Para finalizar, vamos aos outros aspectos da questão, os quais conheço muito melhor que meu ex-mestre.
A primeira empresa a tomar conhecimento do Sivam não foi a Raytheon, mas precisamente a Thomson em 1990, porque participava do projeto de implantação do Sistema de Controle do Espaço Aéreo, do qual se originou o da Amazônia. Antes da referida apresentação da empresa americana a parlamentares brasileiros, em 1993, a francesa já vinha apresentando suas concepções sobre o projeto a autoridades aeronáuticas; eu mesmo, como presidente da Ciscea (Comissão de Implantação do Sistema de Controle do Espaço Aéreo), tive a oportunidade de ouvir brilhante explanação dessa grande empresa sobre o Sivam em 1991, quando em missão oficial a Paris.
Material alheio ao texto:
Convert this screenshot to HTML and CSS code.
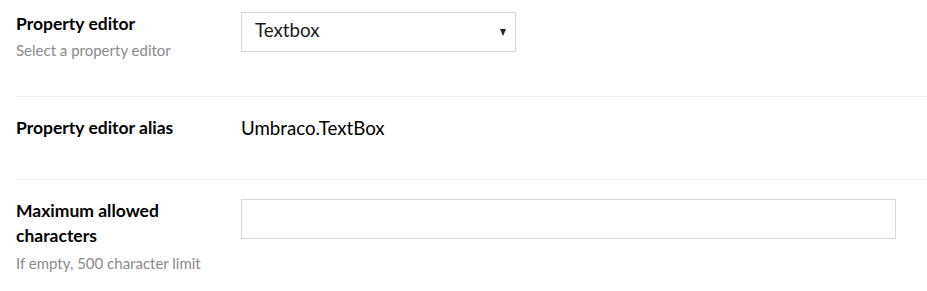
FILE: index.html
```html
<!DOCTYPE html>
<html lang="en">
<head>
<meta charset="utf-8">
<title>Property editor settings</title>
<link rel="stylesheet" href="styles.css">
</head>
<body>
<div class="panel">
  <div class="prop prop-first">
    <div class="prop-label">
      <label class="label-text">Property editor</label>
      <div class="desc">Select a property editor</div>
    </div>
    <div class="prop-control">
      <div class="select-wrap">
        <select class="select">
          <option>Textbox</option>
        </select>
      </div>
    </div>
  </div>
  <div class="prop">
    <div class="prop-label">
      <label class="label-text">Property editor alias</label>
    </div>
    <div class="prop-control">
      <div class="value">Umbraco.TextBox</div>
    </div>
  </div>
  <div class="prop prop-last">
    <div class="prop-label">
      <label class="label-text">Maximum allowed characters</label>
      <div class="desc desc-wrap">If empty, 500 character limit</div>
    </div>
    <div class="prop-control">
      <input class="text-input" type="text">
    </div>
  </div>
</div>
</body>
</html>
```

FILE: styles.css
```css
* { box-sizing: border-box; }
html, body {
  margin: 0;
  padding: 0;
  background: #fff;
}
body {
  font-family: Lato, "Open Sans", sans-serif;
  color: #000;
}
.panel {
  padding-left: 16px;
}
.prop {
  display: flex;
  align-items: flex-start;
  padding: 19px 0 38px;
  border-bottom: 1px solid #f2f2f2;
}
.prop-first {
  padding-top: 12px;
  padding-bottom: 36px;
}
.prop-last {
  border-bottom: none;
  padding-bottom: 10px;
}
.prop-label {
  width: 225px;
  flex: none;
  padding-right: 20px;
  margin-top: -1px;
}
.label-text {
  display: block;
  font-weight: 700;
  font-size: 17.5px;
  line-height: 25px;
  color: #000;
}
.desc {
  font-size: 15px;
  line-height: 20px;
  color: #8a8a8d;
  margin-top: 4px;
}
.desc-wrap {
  margin-top: 5px;
}
.prop-control {
  flex: 1;
  padding-right: 31px;
}
.select-wrap {
  position: relative;
  width: 275px;
}
.select {
  -webkit-appearance: none;
  appearance: none;
  display: block;
  width: 100%;
  height: 40px;
  margin: 0;
  border: 1px solid #d8d7d9;
  border-radius: 0;
  background: #fff;
  font-family: Lato, sans-serif;
  font-size: 18.7px;
  color: #1b1b1b;
  padding: 0 13px 4px;
}
.select-wrap::after {
  content: "";
  position: absolute;
  right: 10px;
  top: 17px;
  border-left: 3.5px solid transparent;
  border-right: 3.5px solid transparent;
  border-top: 7px solid #222;
}
.value {
  font-size: 18.7px;
  line-height: 25px;
  color: #000;
}
.text-input {
  display: block;
  width: 100%;
  height: 40px;
  margin: 0;
  border: 1px solid #d8d7d9;
  border-radius: 0;
  background: #fff;
  font-family: Lato, sans-serif;
  font-size: 18.7px;
  padding: 0 12px;
}
```
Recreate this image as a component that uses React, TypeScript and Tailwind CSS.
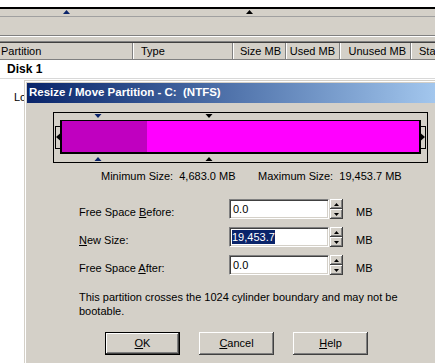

Vamos acabar com essa balela, "meia mentira", de que a concepção do projeto teria sido elaborada pela Esca ou alguma empresa estrangeira; sua concepção e a documentação da configuração são obra do governo brasileiro.
Pior que errar é insistir no erro. Antes de afirmar, com base apenas na leitura do corpo principal do contrato 01/95 -governo/Raytheon, que o atual ou um futuro financiamento do Eximbank excluiria a indústria nacional, Cerqueira Leite deveria ser mais investigador, como devem ser os cientistas, e procurar mais informações nos anexos, que são parte do contrato. Lá estão, no anexo 14, tabela 4-1, listados os fornecimentos de equipamentos de empresas brasileiras como Embraer, Tecnasa e Ericsson do Brasil, além de serviços, inclusive os de obras civis, listados em outros documentos, tudo com financiamento externo, do Eximbank, da própria Raytheon e outros.
"Mon cher professeur"! Vamos tratar daquilo de que entendemos!